__What you have to do__
Locate the string "that" throughout the material and copy every line in which it occurs.

* begin Data rows *

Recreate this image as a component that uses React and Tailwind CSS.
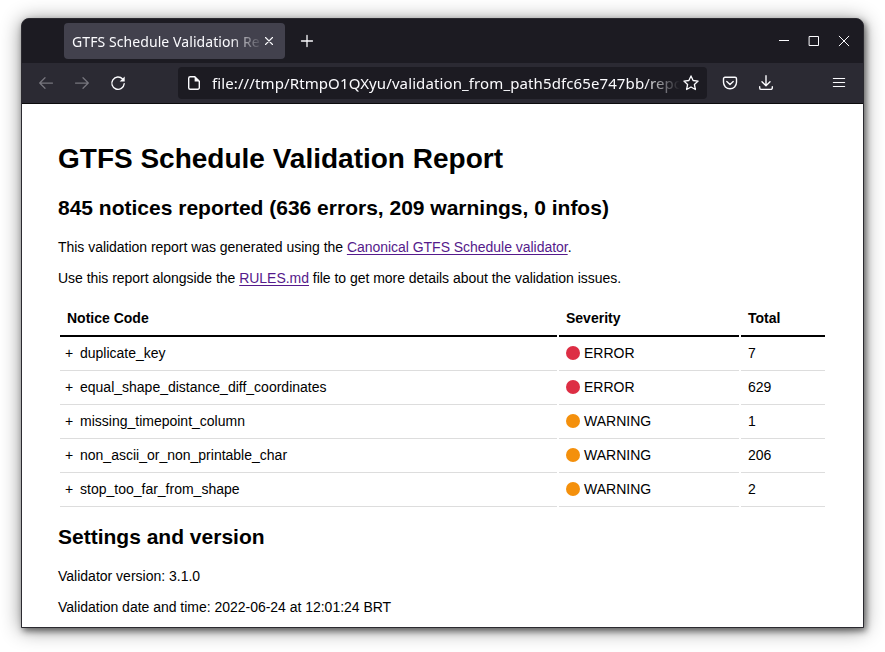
const notices = [
  { code: 'duplicate_key', severity: 'ERROR', total: 7 },
  { code: 'equal_shape_distance_diff_coordinates', severity: 'ERROR', total: 629 },
  { code: 'missing_timepoint_column', severity: 'WARNING', total: 1 },
  { code: 'non_ascii_or_non_printable_char', severity: 'WARNING', total: 206 },
  { code: 'stop_too_far_from_shape', severity: 'WARNING', total: 2 },
];

function Icon({ children, className = '', size = 16, width = 1.25 }) {
  return (
    <svg
      className={`shrink-0 ${className}`}
      width={size}
      height={size}
      viewBox={`0 0 ${size} ${size}`}
      fill="none"
      stroke="currentColor"
      strokeWidth={width}
      strokeLinecap="round"
      strokeLinejoin="round"
    >
      {children}
    </svg>
  );
}

function TabBar() {
  return (
    <div className="flex h-11 items-center bg-[#1c1b22] pl-[42px] pr-[11px] text-[#fbfbfe]">
      <div className="flex h-9 w-[221px] items-center rounded-[4px] bg-[#42414d] pl-2">
        <div className="w-[189px] overflow-hidden whitespace-nowrap pt-0.5 text-[14px] leading-5 tracking-[0.08px] [mask-image:linear-gradient(to_right,black_158px,transparent_191px)]">
          GTFS Schedule Validation Rep
        </div>
        <Icon width={1.1}>
          <path d="M4.5 4.5l7 7M11.5 4.5l-7 7" />
        </Icon>
      </div>
      <Icon className="ml-[14px]" width={1.3}>
        <path d="M8 2.5v11M2.5 8h11" />
      </Icon>
      <div className="ml-auto flex gap-[14px]">
        <Icon width={1}>
          <path d="M3 7.5h10" strokeLinecap="butt" />
        </Icon>
        <Icon width={1}>
          <path d="M3.5 3.5h9v9h-9z" strokeLinejoin="miter" />
        </Icon>
        <Icon width={1}>
          <path d="M3.2 3.2l9.6 9.6M12.8 3.2l-9.6 9.6" />
        </Icon>
      </div>
    </div>
  );
}

function NavBar() {
  return (
    <div className="flex h-[41px] items-center border-b border-[#0c0c0d] bg-[#2b2a33] text-[#fbfbfe]">
      <Icon className="ml-4 text-[#77767e]">
        <path d="M14.5 8H1.8M7 2.7L1.7 8 7 13.3" />
      </Icon>
      <Icon className="ml-5 text-[#77767e]">
        <path d="M1.5 8h12.7M9 2.7L14.3 8 9 13.3" />
      </Icon>
      <Icon className="ml-5" width={1.4}>
        <path d="M12.6 4A6.2 6.2 0 1 0 14.2 8.8" />
        <path d="M14.7 1.5v5H9.7z" fill="currentColor" stroke="none" />
      </Icon>
      <div className="ml-[52px] flex h-8 w-[529px] items-center rounded-[4px] bg-[#1c1b22] px-2">
        <Icon width={1.4}>
          <path d="M4.2 1.7h4.6l4.5 4.5v6.6a1.5 1.5 0 0 1-1.5 1.5H4.2a1.5 1.5 0 0 1-1.5-1.5V3.2a1.5 1.5 0 0 1 1.5-1.5z" />
          <path d="M8.6 1.5v5h5z" fill="currentColor" stroke="none" />
        </Icon>
        <div className="ml-[10px] w-[471px] overflow-hidden whitespace-nowrap text-[15px] leading-6 tracking-[0.11px] [mask-image:linear-gradient(to_right,black_432px,transparent_468px)]">
          file:///tmp/RtmpO1QXyu/validation_from_path5dfc65e747bb/repo
        </div>
        <Icon width={1.3}>
          <path d="M8 .9l2.1 4.6 5 .6-3.7 3.4 1 5L8 12l-4.4 2.5 1-5L.9 6.1l5-.6z" />
        </Icon>
      </div>
      <Icon className="ml-[15px]" width={1.4}>
        <path d="M3 2.2h10a1.5 1.5 0 0 1 1.5 1.5v3.6a6.5 6.5 0 0 1-13 0V3.7A1.5 1.5 0 0 1 3 2.2z" />
        <path d="M4.8 6.4L8 9.5l3.2-3.1" />
      </Icon>
      <Icon className="ml-5" width={1.4}>
        <path d="M8 .8v9.7M4 6.7l4 4 4-4M1.7 11.8v1.1a1.5 1.5 0 0 0 1.5 1.5h9.6a1.5 1.5 0 0 0 1.5-1.5v-1.1" />
      </Icon>
      <Icon className="ml-auto mr-4" width={1.2}>
        <path d="M2.4 3.5h11.2M2.4 7.5h11.2M2.4 11.5h11.2" />
      </Icon>
    </div>
  );
}

function Link({ children }) {
  return (
    <a
      className="text-[#551a8b] underline decoration-1 underline-offset-2 [text-decoration-skip-ink:none]"
      href="#"
    >
      {children}
    </a>
  );
}

function NoticeTable() {
  return (
    <div className="ml-0.5 mt-[15px] text-[14px]">
      <div className="flex h-[35px] gap-0.5 font-bold leading-8">
        <div className="w-[497px] border-b-2 border-black pl-[7px]">Notice Code</div>
        <div className="w-[180px] border-b-2 border-black pl-[7px]">Severity</div>
        <div className="w-[84px] border-b-2 border-black pl-[7px]">Total</div>
      </div>
      {notices.map((n) => (
        <div key={n.code} className="flex h-[34px] gap-0.5 leading-8">
          <div className="flex w-[497px] border-b border-[#dddddd] pl-[5px]">
            <span className="w-[15px]">+</span>
            {n.code}
          </div>
          <div className="flex w-[180px] items-center border-b border-[#dddddd] pb-px pl-[7px]">
            <span
              className={`mr-1 size-3.5 rounded-full ${n.severity === 'ERROR' ? 'bg-[#dd2e44]' : 'bg-[#f4900c]'}`}
            />
            {n.severity}
          </div>
          <div className="w-[84px] border-b border-[#dddddd] pl-[7px]">{n.total}</div>
        </div>
      ))}
    </div>
  );
}

function Report() {
  return (
    <main className="flex-1 bg-white pl-9 pt-[37px] font-['Liberation_Sans',Arial,sans-serif] text-[14px] leading-[18px] text-black">
      <h1 className="text-[28px] font-bold leading-9">GTFS Schedule Validation Report</h1>
      <h2 className="mt-[17px] text-[21px] font-bold leading-7">
        845 notices reported (636 errors, 209 warnings, 0 infos)
      </h2>
      <p className="mt-4 tracking-[-0.03px]">
        This validation report was generated using the <Link>Canonical GTFS Schedule validator</Link>.
      </p>
      <p className="mt-[13px] tracking-[-0.03px]">
        Use this report alongside the <Link>RULES.md</Link> file to get more details about the validation issues.
      </p>
      <NoticeTable />
      <h2 className="mt-4 text-[21px] font-bold leading-7">Settings and version</h2>
      <p className="mt-4">Validator version: 3.1.0</p>
      <p className="mt-[13px] tracking-[-0.02px]">Validation date and time: 2022-06-24 at 12:01:24 BRT</p>
    </main>
  );
}

export default function App() {
  return (
    <div className="h-[652px] w-[885px] overflow-hidden bg-white pl-[21px] pt-[18px] font-['Noto_Sans','Open_Sans',sans-serif]">
      <div className="flex h-[610px] w-[843px] flex-col overflow-hidden rounded-t-[8px] border border-[#2b2a30] bg-[#1c1b22] shadow-[2px_3px_6px_rgba(0,0,0,0.5),0_2px_20px_rgba(0,0,0,0.45)]">
        <TabBar />
        <NavBar />
        <Report />
      </div>
    </div>
  );
}
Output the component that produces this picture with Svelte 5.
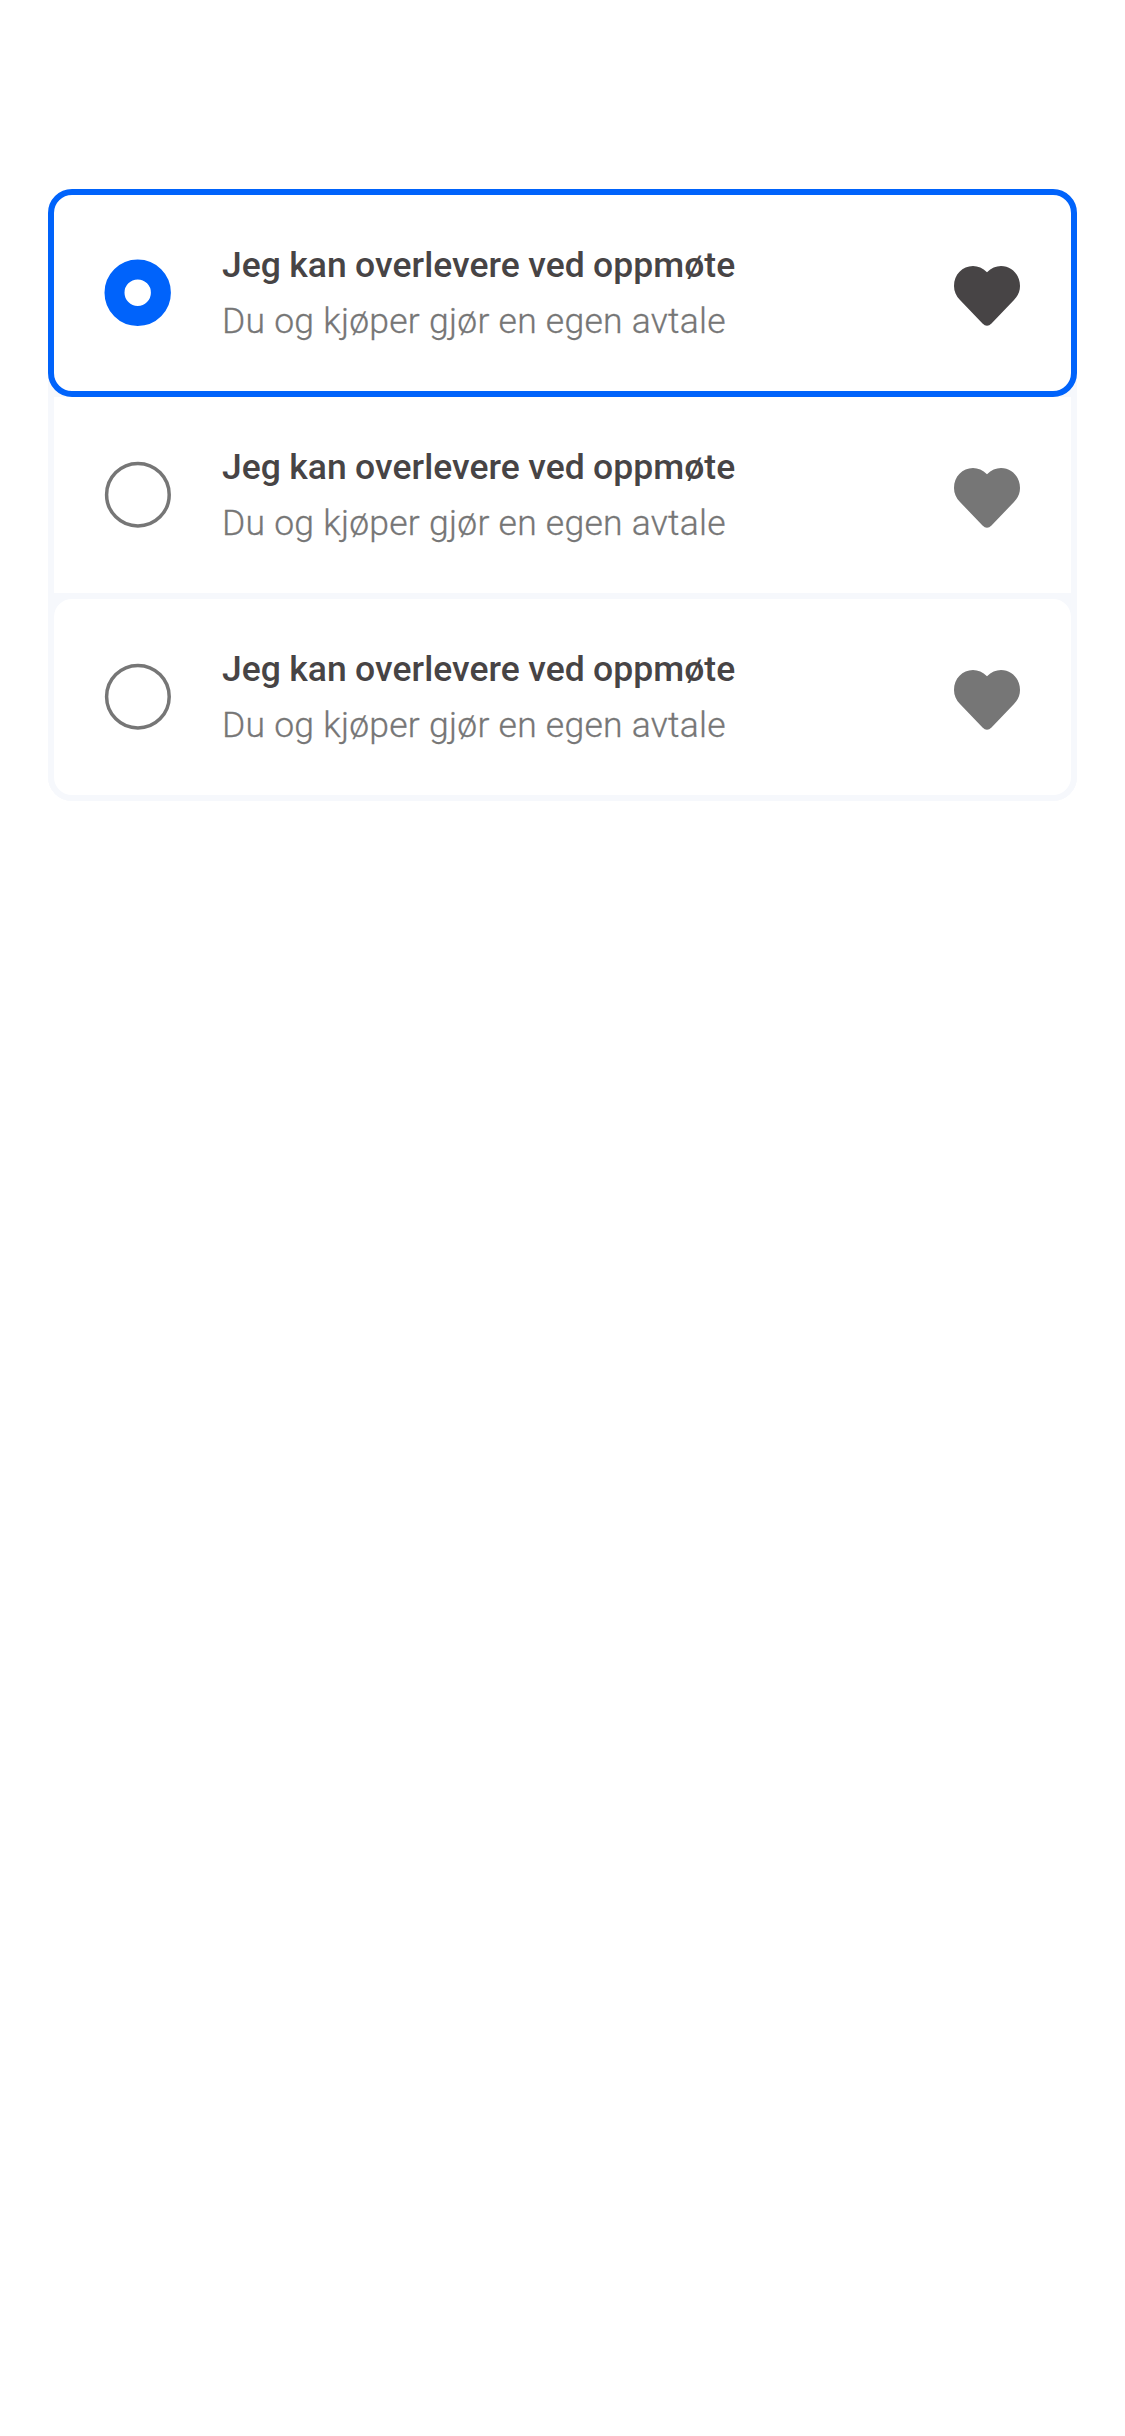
<script>
  const options = [1, 2, 3].map((id) => ({
    id,
    title: 'Jeg kan overlevere ved oppmøte',
    detail: 'Du og kjøper gjør en egen avtale'
  }));
  let selected = $state(1);
</script>

<main>
  <div class="group" role="radiogroup">
    {#each options as option (option.id)}
      <button
        class="option"
        class:selected={selected === option.id}
        class:middle={option.id === 2}
        role="radio"
        aria-checked={selected === option.id}
        onclick={() => (selected = option.id)}
      >
        <svg class="radio" viewBox="0 0 66 66" aria-hidden="true">
          {#if selected === option.id}
            <circle class="on" cx="32.700" cy="32.700" r="23.200" />
          {:else}
            <circle class="off" cx="32.900" cy="32.700" r="31.300" />
          {/if}
        </svg>
        <span class="copy">
          <span class="title">{option.title}</span>
          <span class="detail">{option.detail}</span>
        </span>
        <svg class="heart" viewBox="0 0 66 60" aria-hidden="true">
          <path d="M33 6.3C28.8 2.1 24 0 19 0C8.500 0 0 8.500 0 20C0 25.500 2.200 30 6 34L28.500 57.500Q33 62 37.500 57.500L60 34C63.800 30 66 25.500 66 20C66 8.500 57.500 0 47 0C42 0 37.200 2.100 33 6.300Z" />
        </svg>
      </button>
    {/each}
  </div>
</main>

<style>
  :global(body) {
    background: #fff;
  }
  main {
    padding: 189px 48px 0;
    font-family: Roboto, 'Noto Sans', sans-serif;
  }
  .group {
    display: flex;
    flex-direction: column;
    border-radius: 24px;
    background: #f6f8fc;
  }
  .option {
    box-sizing: border-box;
    display: flex;
    align-items: center;
    height: 208px;
    margin: 0;
    padding: 0 51px;
    border: 6px solid #f6f8fc;
    border-radius: 24px;
    background: #fff;
    font: inherit;
    text-align: left;
  }
  .option + .option {
    margin-top: -6px;
  }
  .middle {
    border-radius: 0;
  }
  .selected {
    position: relative;
    z-index: 1;
    border-color: #0063fb;
    border-radius: 24px;
  }
  .radio {
    flex: none;
    width: 66px;
    height: 66px;
    overflow: visible;
    fill: none;
  }
  .off {
    stroke: #767676;
    stroke-width: 3.5;
  }
  .on {
    stroke: #0063fb;
    stroke-width: 20;
  }
  .copy {
    display: flex;
    flex: 1;
    flex-direction: column;
    margin-left: 51px;
    white-space: nowrap;
  }
  .title,
  .detail {
    font-size: 35.5px;
    line-height: 56px;
  }
  .title {
    color: #474445;
    font-weight: 500;
    letter-spacing: 0.05px;
    word-spacing: -0.6px;
  }
  .detail {
    color: #767676;
    font-weight: 300;
    letter-spacing: 0.26px;
    -webkit-text-stroke: 0.3px #767676;
  }
  .heart {
    flex: none;
    width: 66px;
    height: 60px;
    margin-top: 6px;
    fill: #767676;
  }
  .selected .heart {
    fill: #474445;
  }
</style>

* end Data rows *

__Reply__
Recreate this image as a component that uses React and Tailwind CSS.
Output the component that produces this picture with Svelte 5.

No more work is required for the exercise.